La dérogation sera accordée sur demande individuelle sous réserve que le demandeur s'engage à respecter les dispositions suivantes :
- affecter des numéros mobiles de longueur étendue à ses clients M2M au plus tard au 1er juillet 2017 ;
- informer au plus tard le 1er février 2016 ses clients M2M de leur future obligation d'utiliser des numéros mobiles de longueur étendue ainsi que ses prospects M2M préalablement à la contractualisation ;
- acheminer, au plus tard le 1er juillet 2016, le trafic voix et SMS émis au départ de sa boucle locale à destination des numéros à 14 chiffres des autres opérateurs ;
- acheminer, au plus tard le 1er juillet 2016, les communications des clients d'autres opérateurs ayant une carte SIM affectée d'un numéro à 14 chiffres dans les zones où un accord d'itinérance nationale est applicable aux cartes SIM affectées de numéros mobiles à 10 chiffres.
Pour bénéficier d'une telle dérogation, les opérateurs devront formuler une demande à l'Autorité, au plus tard le 31 décembre 2015, accompagnée d'un calendrier détaillé du projet (description des principaux chantiers et des jalons importants) permettant d'attester qu'ils seront en mesure de tenir la nouvelle échéance. La demande devra également être accompagnée des documents attestant de l'allocation des moyens budgétaires nécessaires à sa réalisation (estimation des coûts du projet, engagements budgétaires, bons de commande, …).
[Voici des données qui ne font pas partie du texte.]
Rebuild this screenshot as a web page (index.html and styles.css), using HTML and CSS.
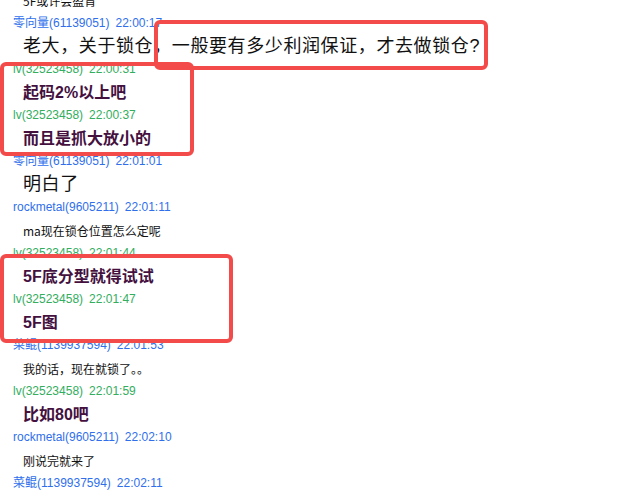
FILE: index.html
```html
<!DOCTYPE html>
<html lang="zh-CN">
<head>
    <meta charset="UTF-8">
    <meta name="viewport" content="width=device-width, initial-scale=1.0">
    <title>聊天记录</title>
    <link rel="stylesheet" href="styles.css">
</head>
<body>
<div class="log">
    <div class="msg">
        <div class="text small">5F或许会盈肯</div>
    </div>
    <div class="msg">
        <div class="who blue">零向量(61139051)<span class="time">22:00:17</span></div>
        <div class="text big">老大，关于锁仓，一般要有多少利润保证，才去做锁仓?</div>
    </div>
    <div class="msg">
        <div class="who green">lv(32523458)<span class="time">22:00:31</span></div>
        <div class="text strong">起码2%以上吧</div>
    </div>
    <div class="msg">
        <div class="who green">lv(32523458)<span class="time">22:00:37</span></div>
        <div class="text strong">而且是抓大放小的</div>
    </div>
    <div class="msg">
        <div class="who blue">零向量(61139051)<span class="time">22:01:01</span></div>
        <div class="text big">明白了</div>
    </div>
    <div class="msg">
        <div class="who blue">rockmetal(9605211)<span class="time">22:01:11</span></div>
        <div class="text small">ma现在锁仓位置怎么定呢</div>
    </div>
    <div class="msg">
        <div class="who green">lv(32523458)<span class="time">22:01:44</span></div>
        <div class="text strong">5F底分型就得试试</div>
    </div>
    <div class="msg">
        <div class="who green">lv(32523458)<span class="time">22:01:47</span></div>
        <div class="text strong">5F图</div>
    </div>
    <div class="msg">
        <div class="who blue">菜鲲(1139937594)<span class="time">22:01:53</span></div>
        <div class="text small">我的话，现在就锁了。。</div>
    </div>
    <div class="msg">
        <div class="who green">lv(32523458)<span class="time">22:01:59</span></div>
        <div class="text strong">比如80吧</div>
    </div>
    <div class="msg">
        <div class="who blue">rockmetal(9605211)<span class="time">22:02:10</span></div>
        <div class="text small">刚说完就来了</div>
    </div>
    <div class="msg">
        <div class="who blue">菜鲲(1139937594)<span class="time">22:02:11</span></div>
    </div>
</div>

<!-- highlight marks drawn over the log -->
<div class="mark mark-question"></div>
<div class="mark mark-answer"></div>
<div class="mark mark-bottom"></div>
</body>
</html>
```

FILE: styles.css
```css
body {
    font-family: 'Liberation Sans', 'Noto Sans CJK SC', sans-serif;
    margin: 0;
    padding: 0;
    background-color: #fff;
    position: relative;
    height: 495px;
    overflow: hidden;
}
.log {
    margin-top: -11px;
}
.who {
    font-size: 12px;
    line-height: 23px;
    padding-left: 13px;
}
.who .time {
    margin-left: 6px;
}
.blue {
    color: #2f6fec;
}
.green {
    color: #33ad5e;
}
.text {
    line-height: 23px;
    padding-left: 23px;
    color: #111;
}
.small {
    font-size: 12px;
    font-family: 'Noto Sans CJK SC', sans-serif;
}
.big {
    font-size: 18px;
    letter-spacing: 0.6px;
}
.strong {
    font-size: 16px;
    font-weight: bold;
    color: #44113f;
}
.mark {
    position: absolute;
    box-sizing: border-box;
    border: 4px solid #f34a4a;
    border-radius: 6px;
}
.mark-question {
    left: 154px;
    top: 20px;
    width: 334px;
    height: 50px;
}
.mark-answer {
    left: 0;
    top: 62px;
    width: 194px;
    height: 94px;
}
.mark-bottom {
    left: 0;
    top: 254px;
    width: 233px;
    height: 89px;
}
```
Le dossier devra, à cette fin, comporter une attestation du directeur financier de l'opérateur ou de toute personne pouvant engager financièrement l'entreprise sur de tels montants, afin que l'ARCEP puisse s'assurer de la capacité de cet opérateur à respecter les engagements susmentionnés.
Après réception d'un dossier de demande par l'ARCEP, celle-ci adressera un accusé de réception attestant de la complétude du dossier ou le cas échéant précisant les éléments complémentaires attendus.
Par ailleurs, l'ARCEP estime nécessaire de mettre en place un mécanisme de suivi du respect par les opérateurs du calendrier fixé dans la présente décision. A cette fin, ces derniers devront fournir à l'Autorité, au 1er juillet 2016 et au 1er janvier 2017, les justificatifs attestant de l'état de l'avancement des travaux et du respect des engagements budgétaires.
Enfin, dans un souci de non-discrimination, les opérateurs ayant effectué les développements nécessaires pour respecter l'échéance du 1er janvier 2016 pourront, dans les mêmes conditions que les autres opérateurs, bénéficier de cette dérogation.